Conference presentation
Between the Folds: The Dialectics of Aura and Altered Narrative in Reproductive Practice
Date presented 12/11/2020
Arlis/ANZ Biennial Conference: Reimagining the material: artists books, printed matter, digital transformation, engagement, 11/11/2020–13/11/2020, Brisbane, QLD
This presentation aims to share insights into my current HDR project and initiate discussions that lie in the field of the merging old and new print technologies. The project builds on existing knowledge and identifies how dialectical debates surrounding aura and reproductive practices continue to be of influence. This paper also presents the idea that objects from my childhood can also arouse an experience of aura. By utilising my own collection of objects as a point of unpacking my past, I turn to printmaking to examine how an auratic encounter with them can be seen and developed into a series of prints and artists’ books: A process enabling me to re-examine questions on social norms, connected to accepted or expected expressions of identity.

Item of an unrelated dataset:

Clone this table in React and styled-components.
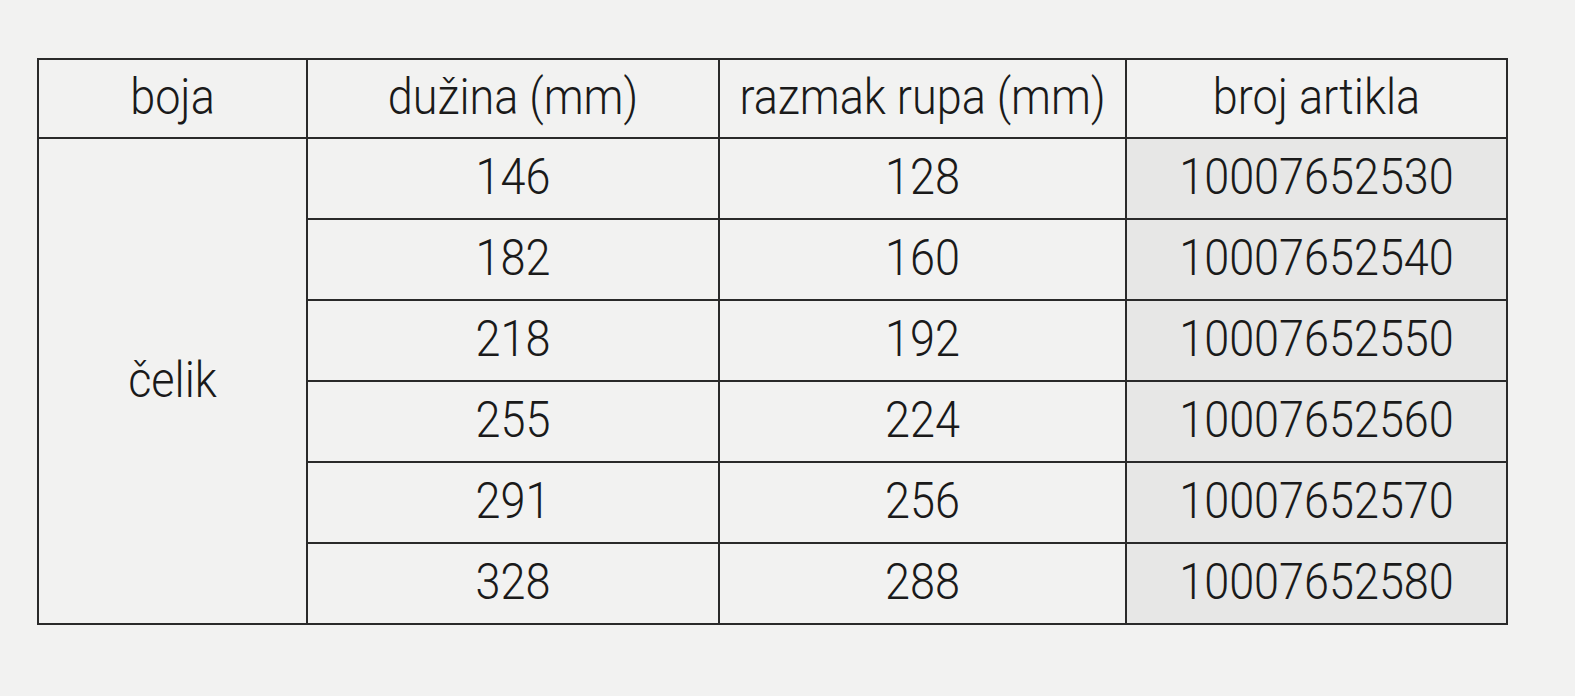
import React from 'react';
import styled, { createGlobalStyle } from 'styled-components';

const Global = createGlobalStyle`
  html, body {
    margin: 0;
    padding: 0;
    background: #f2f2f1;
  }
`;

const Page = styled.div`
  width: 1575px;
  height: 696px;
  box-sizing: border-box;
  padding: 58px 0 0 37px;
  background: #f2f2f1;
  font-family: Roboto, "Liberation Sans", Arial, sans-serif;
  font-weight: 300;
  color: #1a1a1a;
`;

const Table = styled.table`
  border-collapse: collapse;
  table-layout: fixed;
  width: 1469px;
`;

const Cell = styled.td`
  border: 2px solid #2a2a2a;
  text-align: center;
  vertical-align: middle;
  padding: 0 0 4px;
  box-sizing: border-box;
  height: ${p => (p.head ? 79 : 81)}px;
  font-size: 45px;
  font-weight: 300;
  background: ${p => (p.shaded ? '#e7e7e6' : 'transparent')};
`;

const Text = styled.span`
  display: inline-block;
  transform: scaleY(1.1);
`;

const rows = [
  ['146', '128', '10007652530'],
  ['182', '160', '10007652540'],
  ['218', '192', '10007652550'],
  ['255', '224', '10007652560'],
  ['291', '256', '10007652570'],
  ['328', '288', '10007652580'],
];

export default function App() {
  return (
    <Page>
      <Global />
      <Table>
        <colgroup>
          <col style={{ width: 269 }} />
          <col style={{ width: 412 }} />
          <col style={{ width: 407 }} />
          <col style={{ width: 381 }} />
        </colgroup>
        <thead>
          <tr>
            <Cell as="th" head><Text>boja</Text></Cell>
            <Cell as="th" head><Text>dužina (mm)</Text></Cell>
            <Cell as="th" head><Text>razmak rupa (mm)</Text></Cell>
            <Cell as="th" head><Text>broj artikla</Text></Cell>
          </tr>
        </thead>
        <tbody>
          {rows.map((r, i) => (
            <tr key={r[2]}>
              {i === 0 && (
                <Cell rowSpan={rows.length}><Text>čelik</Text></Cell>
              )}
              <Cell><Text>{r[0]}</Text></Cell>
              <Cell><Text>{r[1]}</Text></Cell>
              <Cell shaded><Text>{r[2]}</Text></Cell>
            </tr>
          ))}
        </tbody>
      </Table>
    </Page>
  );
}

I will discuss how I have adopted what Georges Didi-Huberman calls ‘opposing dialectical tension’ to create a sense of the ‘auratic’ experience. By examining multiplicity within paper folding and print reproduction, I aim to encounter my own ‘auratic trace’ associated with the opposing tensions as ever-present companions of familiar/unfamiliar, presence/absence, original/copy, similarity, and difference. Recent altered books titled Fold Vol. 1 (2018), and Fold Vol.2 (2020) will be discussed as case studies associated with haptic printed overlays, and stacked sequential arrangements of images as boxed paper folds: A research project that holds outcomes in the interplay between identity, memory, and nostalgia, connected to aura and reproduction.
Didi-Huberman, Georges, 2005. “The Supposition of the Aura: The Now, The Then and Modernity”, In Walter Benjamin and History, edited by Andrew E. Benjamin and translated by Jane Marie Todd, Continuum, New York. 3-18.